Idaho Exchange’s Weeg Says They Will “Beg, Borrow and Steal” To Meet Open Enrollment On Oct 1
Jason Milliman over at Politico explains how Idaho is looking to incorporate infrastructure from the federal exchange marketplace in order to meet federal exchange deadlines in order to allow them to maintain control of Idaho’s exchange:
Idaho in health exchange ‘scramble’
By JASON MILLMAN | 5/10/13
Can a state actually build an Obamacare health insurance exchange in six months? Idaho’s about to find out — with a little help from the feds.
The newly formed Idaho exchange board and the federal exchange office have been talking about ways the state can remain in control of its exchange while borrowing pieces of the federal exchange’s infrastructure. As interim Chairman Stephen Weeg puts it, Idaho is looking to “beg, borrow and steal” its way to the Oct. 1 start of open enrollment.
“We’re trying to scramble and put everything together in an incredibly short amount of time,” said Weeg, who took the helm of the board when it was established last month.
The Obama administration has been pushing for the past three years for states to run their own exchanges, but just 16 states and Washington are slated to do that. And Idaho carries a little more significance as just one of three red states bucking the party’s Obamacare repeal stance to run its own exchange.
While even the states most enthusiastically implementing Obamacare are working through complicated policy and technical issues three years into building their own exchanges, the new Idaho exchange board still has to figure out the basics with less than five months until open enrollment starts — things like getting an office, setting ground rules for itself and getting the OK to draw down on federal grants.
Against odds, Gov. Butch Otter managed to push through legislation this year creating a state-based exchange when nearly all other Republican governors refused to build their own. But passing legislation might have been the easy part now the state has to make the exchange work.
“We’re still working through what all this means and how we’ll do it,” said Weeg, who couldn’t yet point to specific examples of how Idaho could lean on the feds for some early help. He expects the state will have conversations with the Center for Consumer Information and Insurance Oversight, the federal exchange agency, about this over the next few weeks.

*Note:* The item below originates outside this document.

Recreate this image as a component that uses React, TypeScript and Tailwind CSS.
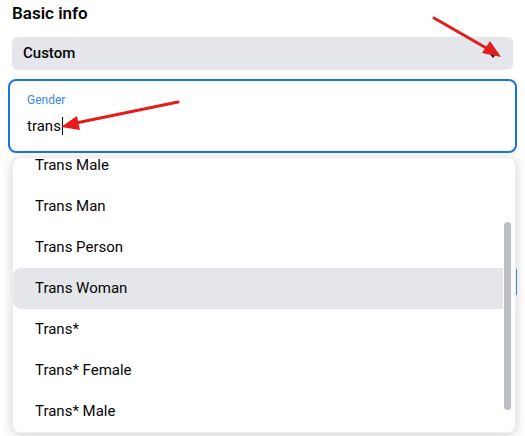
import React from 'react';

const options = ['Trans Male', 'Trans Man', 'Trans Person', 'Trans Woman', 'Trans*', 'Trans* Female', 'Trans* Male'];

const App: React.FC = () => {
  const active = 'Trans Woman';

  return (
    <div
      className="relative w-[525px] h-[436px] overflow-hidden bg-white text-[#050505]"
      style={{ fontFamily: '"Segoe UI", Roboto, "Liberation Sans", sans-serif' }}
    >
      <h2 className="px-3 pt-[2px] text-[17px] font-semibold leading-[22px]">Basic info</h2>

      <div className="mx-3 mt-[13px] h-[33px] rounded-md bg-[#e4e6eb] flex items-center justify-between pl-[11px] pr-[14px]">
        <span className="text-[15px] font-medium">Custom</span>
        <svg width="12" height="8" viewBox="0 0 12 8" className="mt-[2px]">
          <path d="M1 1h10L6 7z" fill="#1c1e21" />
        </svg>
      </div>

      <div className="mx-2 mt-[9px] h-[74px] rounded-lg border-2 border-[#1b74e4] px-[17px] pt-[11px]">
        <div className="text-[12px] leading-[16px] text-[#3b88e8]">Gender</div>
        <div className="mt-[8px] flex items-center text-[15px] leading-[20px]">
          <span>trans</span>
          <span className="ml-[1px] inline-block h-[18px] w-[1px] bg-[#050505]" />
        </div>
      </div>

      {/* field underneath the open menu */}
      <div className="mx-3 mt-[4px] h-[40px] rounded-md bg-[#f0f2f5]" />
      <div className="ml-auto mr-[8px] mt-[72px] h-[26px] w-[2px] bg-[#4b8ee6]" />

      {/* suggestion menu */}
      <div className="absolute left-3 top-[157px] w-[504px] h-[276px] overflow-hidden rounded-lg border border-[#eceef0] bg-white shadow-[0_2px_12px_rgba(0,0,0,0.18)]">
        <ul className="-mt-[13px] pr-[12px]">
          {options.map((o) => (
            <li
              key={o}
              className={`h-[41px] flex items-center pl-[22px] text-[15px] ${o === active ? 'bg-[#e4e6e9] rounded-l-lg' : ''}`}
            >
              {o}
            </li>
          ))}
        </ul>
        <div className="absolute right-[4px] top-[64px] w-[7px] h-[188px] rounded-full bg-[#bcc0c4]" />
      </div>

      {/* red annotation arrows */}
      <svg className="absolute inset-0 pointer-events-none" width="525" height="436" viewBox="0 0 525 436">
        <line x1="434" y1="18" x2="488" y2="49" stroke="#e51c1c" strokeWidth="3" strokeLinecap="round" />
        <path d="M501 57 L482 53 L490 41 Z" fill="#e51c1c" />
        <line x1="178" y1="102" x2="76" y2="123" stroke="#e51c1c" strokeWidth="3" strokeLinecap="round" />
        <path d="M61 127 L77 116 L80 130 Z" fill="#e51c1c" />
      </svg>
    </div>
  );
};

export default App;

“We’ll be a state-based exchange on Oct. 1,” he said. “What background elements there are is yet to be determined.”
Still, there’s real concern within the exchange board about doing anything with the feds.
“The Legislature is not interested,” state Sen. Jim Rice, who sits on the board, said during a Thursday afternoon meeting. “That’s, frankly, why we set this up the way we did.”
There’s not a whole lot of time to decide, either. The state has until May 20 to tell the Center for Consumer Information and Insurance Oversight which parts of the federal exchange it would want to use.
Idaho has already put some of the major pieces in place since Otter signed the exchange bill about six weeks ago. The 19-member exchange board was installed and has been meeting regularly. The exchange recently hired an executive director who was involved in the early stages of exchange planning a few years ago.
But the exchange board still has some housekeeping items to take care of, though, like setting bylaws and a procurement policy before it can even seek out vendors to help stand up the new insurance marketplace. And more than a year after the Legislature specifically blocked Idaho from using a $20 million federal exchange grant, the board still hasn’t been able to tap into that money. Weeg says the exchange will have to submit another budget request.
Facing all that, will Idaho be ready Oct. 1? Weeg says yes.
“We’re moving forward with a state-based exchange,” he said. “We’re going to make it work.”